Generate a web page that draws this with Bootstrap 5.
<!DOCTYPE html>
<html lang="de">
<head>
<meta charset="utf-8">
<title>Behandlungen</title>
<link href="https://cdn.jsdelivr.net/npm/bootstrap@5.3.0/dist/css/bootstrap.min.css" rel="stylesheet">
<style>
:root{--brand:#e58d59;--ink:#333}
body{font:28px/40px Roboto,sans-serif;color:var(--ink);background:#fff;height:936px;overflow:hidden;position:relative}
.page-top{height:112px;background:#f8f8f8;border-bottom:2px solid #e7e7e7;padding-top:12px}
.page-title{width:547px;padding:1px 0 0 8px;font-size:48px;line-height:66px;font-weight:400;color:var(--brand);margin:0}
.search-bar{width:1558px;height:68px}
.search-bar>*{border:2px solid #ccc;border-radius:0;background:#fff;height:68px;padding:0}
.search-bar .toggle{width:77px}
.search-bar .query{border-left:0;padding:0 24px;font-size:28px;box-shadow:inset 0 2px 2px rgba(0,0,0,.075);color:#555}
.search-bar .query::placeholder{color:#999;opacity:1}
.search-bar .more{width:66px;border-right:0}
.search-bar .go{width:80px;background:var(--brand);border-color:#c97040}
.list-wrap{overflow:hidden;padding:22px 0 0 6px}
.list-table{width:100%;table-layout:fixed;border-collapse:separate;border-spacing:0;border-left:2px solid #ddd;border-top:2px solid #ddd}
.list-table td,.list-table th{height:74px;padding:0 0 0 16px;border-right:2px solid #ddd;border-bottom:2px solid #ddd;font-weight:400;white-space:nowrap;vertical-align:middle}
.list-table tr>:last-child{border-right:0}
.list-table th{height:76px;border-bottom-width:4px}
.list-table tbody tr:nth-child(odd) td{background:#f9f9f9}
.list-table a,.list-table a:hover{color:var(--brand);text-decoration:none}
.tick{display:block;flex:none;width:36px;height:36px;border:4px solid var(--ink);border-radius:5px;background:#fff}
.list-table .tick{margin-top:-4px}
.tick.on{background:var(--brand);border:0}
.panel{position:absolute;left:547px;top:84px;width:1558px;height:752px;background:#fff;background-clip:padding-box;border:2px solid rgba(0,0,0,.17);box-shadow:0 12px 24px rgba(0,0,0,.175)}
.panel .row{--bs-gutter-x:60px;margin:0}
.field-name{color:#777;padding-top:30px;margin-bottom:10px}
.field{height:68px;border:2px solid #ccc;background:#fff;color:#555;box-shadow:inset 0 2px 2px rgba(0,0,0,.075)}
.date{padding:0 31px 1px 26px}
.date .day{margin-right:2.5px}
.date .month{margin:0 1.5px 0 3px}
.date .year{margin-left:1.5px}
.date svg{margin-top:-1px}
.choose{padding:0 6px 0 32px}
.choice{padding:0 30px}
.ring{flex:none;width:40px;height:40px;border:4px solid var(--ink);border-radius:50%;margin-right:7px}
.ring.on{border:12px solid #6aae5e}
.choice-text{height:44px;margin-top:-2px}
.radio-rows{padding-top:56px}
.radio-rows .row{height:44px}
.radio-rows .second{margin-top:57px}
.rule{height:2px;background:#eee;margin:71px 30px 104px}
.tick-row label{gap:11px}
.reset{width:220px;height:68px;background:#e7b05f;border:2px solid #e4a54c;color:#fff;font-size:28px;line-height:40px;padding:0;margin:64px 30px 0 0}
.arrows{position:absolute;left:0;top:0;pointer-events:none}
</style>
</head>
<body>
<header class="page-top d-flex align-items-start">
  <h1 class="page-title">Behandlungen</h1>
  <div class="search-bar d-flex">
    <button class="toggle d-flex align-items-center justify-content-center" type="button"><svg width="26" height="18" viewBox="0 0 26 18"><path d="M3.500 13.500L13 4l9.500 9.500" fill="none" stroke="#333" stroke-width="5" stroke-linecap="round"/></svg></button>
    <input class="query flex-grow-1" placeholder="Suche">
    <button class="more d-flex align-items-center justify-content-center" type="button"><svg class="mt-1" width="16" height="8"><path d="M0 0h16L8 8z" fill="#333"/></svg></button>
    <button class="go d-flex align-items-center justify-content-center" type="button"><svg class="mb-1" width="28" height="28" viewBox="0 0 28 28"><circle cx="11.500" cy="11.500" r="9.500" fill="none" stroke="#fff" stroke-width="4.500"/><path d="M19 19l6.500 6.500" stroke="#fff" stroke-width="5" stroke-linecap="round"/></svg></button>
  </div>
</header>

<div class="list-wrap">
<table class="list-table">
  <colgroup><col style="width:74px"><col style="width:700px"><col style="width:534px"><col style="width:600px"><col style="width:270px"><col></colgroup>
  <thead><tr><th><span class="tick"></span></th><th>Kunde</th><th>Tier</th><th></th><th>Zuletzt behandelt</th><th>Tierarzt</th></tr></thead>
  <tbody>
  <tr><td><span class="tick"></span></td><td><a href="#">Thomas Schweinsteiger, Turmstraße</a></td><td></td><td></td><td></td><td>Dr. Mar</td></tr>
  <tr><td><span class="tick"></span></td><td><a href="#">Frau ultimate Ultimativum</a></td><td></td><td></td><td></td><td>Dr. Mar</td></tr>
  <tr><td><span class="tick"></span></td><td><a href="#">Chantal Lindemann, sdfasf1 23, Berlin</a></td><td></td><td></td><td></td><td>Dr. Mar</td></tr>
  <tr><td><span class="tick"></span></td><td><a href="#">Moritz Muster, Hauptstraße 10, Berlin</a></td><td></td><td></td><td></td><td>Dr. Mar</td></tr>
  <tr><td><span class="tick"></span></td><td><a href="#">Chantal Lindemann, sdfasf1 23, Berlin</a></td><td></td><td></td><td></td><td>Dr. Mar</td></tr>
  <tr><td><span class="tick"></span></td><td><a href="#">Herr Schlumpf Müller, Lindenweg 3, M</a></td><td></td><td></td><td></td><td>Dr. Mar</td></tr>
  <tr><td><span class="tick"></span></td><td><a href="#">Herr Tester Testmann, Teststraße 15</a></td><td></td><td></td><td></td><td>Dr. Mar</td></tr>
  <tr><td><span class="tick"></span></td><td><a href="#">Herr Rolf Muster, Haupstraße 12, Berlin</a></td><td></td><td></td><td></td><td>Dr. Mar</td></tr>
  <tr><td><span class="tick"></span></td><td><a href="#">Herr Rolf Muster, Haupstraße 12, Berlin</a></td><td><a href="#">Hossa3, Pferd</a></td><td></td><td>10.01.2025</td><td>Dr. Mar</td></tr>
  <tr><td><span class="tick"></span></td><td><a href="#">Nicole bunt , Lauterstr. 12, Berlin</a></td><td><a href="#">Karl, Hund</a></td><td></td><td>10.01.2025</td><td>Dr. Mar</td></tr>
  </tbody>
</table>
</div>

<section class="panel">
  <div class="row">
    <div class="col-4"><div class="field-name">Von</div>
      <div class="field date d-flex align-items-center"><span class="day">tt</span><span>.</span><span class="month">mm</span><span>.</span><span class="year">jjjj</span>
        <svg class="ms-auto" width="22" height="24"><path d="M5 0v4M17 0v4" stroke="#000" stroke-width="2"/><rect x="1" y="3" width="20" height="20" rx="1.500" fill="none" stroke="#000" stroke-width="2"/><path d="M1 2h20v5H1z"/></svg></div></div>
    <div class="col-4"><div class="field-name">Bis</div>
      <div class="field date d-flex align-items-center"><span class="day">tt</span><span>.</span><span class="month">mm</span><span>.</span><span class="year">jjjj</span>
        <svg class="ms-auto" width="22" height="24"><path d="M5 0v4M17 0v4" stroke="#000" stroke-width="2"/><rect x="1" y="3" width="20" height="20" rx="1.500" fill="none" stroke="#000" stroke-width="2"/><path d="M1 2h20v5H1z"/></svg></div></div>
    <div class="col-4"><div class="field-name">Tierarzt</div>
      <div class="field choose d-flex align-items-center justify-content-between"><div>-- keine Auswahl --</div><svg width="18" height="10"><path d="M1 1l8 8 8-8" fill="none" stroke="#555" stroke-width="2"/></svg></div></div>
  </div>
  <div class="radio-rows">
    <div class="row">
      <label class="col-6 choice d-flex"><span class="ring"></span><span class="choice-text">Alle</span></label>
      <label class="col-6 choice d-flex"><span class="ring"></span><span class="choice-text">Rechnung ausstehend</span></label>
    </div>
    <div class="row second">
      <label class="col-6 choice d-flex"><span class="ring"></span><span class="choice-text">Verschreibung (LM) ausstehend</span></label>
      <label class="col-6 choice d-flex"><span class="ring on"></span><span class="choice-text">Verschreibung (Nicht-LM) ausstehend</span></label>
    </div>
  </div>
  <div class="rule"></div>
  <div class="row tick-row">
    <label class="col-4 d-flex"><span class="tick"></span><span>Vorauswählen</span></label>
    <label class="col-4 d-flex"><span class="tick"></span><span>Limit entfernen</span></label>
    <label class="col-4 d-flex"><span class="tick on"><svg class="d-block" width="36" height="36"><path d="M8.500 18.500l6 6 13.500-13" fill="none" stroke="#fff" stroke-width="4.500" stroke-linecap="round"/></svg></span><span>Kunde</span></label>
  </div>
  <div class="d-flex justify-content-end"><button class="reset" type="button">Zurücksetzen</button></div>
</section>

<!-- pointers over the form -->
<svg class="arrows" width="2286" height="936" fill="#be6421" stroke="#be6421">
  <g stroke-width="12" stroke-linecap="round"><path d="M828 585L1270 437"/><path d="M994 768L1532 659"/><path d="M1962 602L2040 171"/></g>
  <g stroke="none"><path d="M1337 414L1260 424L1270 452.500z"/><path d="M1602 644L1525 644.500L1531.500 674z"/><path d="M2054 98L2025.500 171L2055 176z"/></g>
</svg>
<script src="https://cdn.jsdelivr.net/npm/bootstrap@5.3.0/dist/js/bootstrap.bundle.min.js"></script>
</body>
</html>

_Do this:_ Extract, from the listing above, every line where the string "page" occurs.

_Task result:_
Generate a web page that draws this with Bootstrap 5.
.page-top{height:112px;background:#f8f8f8;border-bottom:2px solid #e7e7e7;padding-top:12px}
.page-title{width:547px;padding:1px 0 0 8px;font-size:48px;line-height:66px;font-weight:400;color:var(--brand);margin:0}
<header class="page-top d-flex align-items-start">
  <h1 class="page-title">Behandlungen</h1>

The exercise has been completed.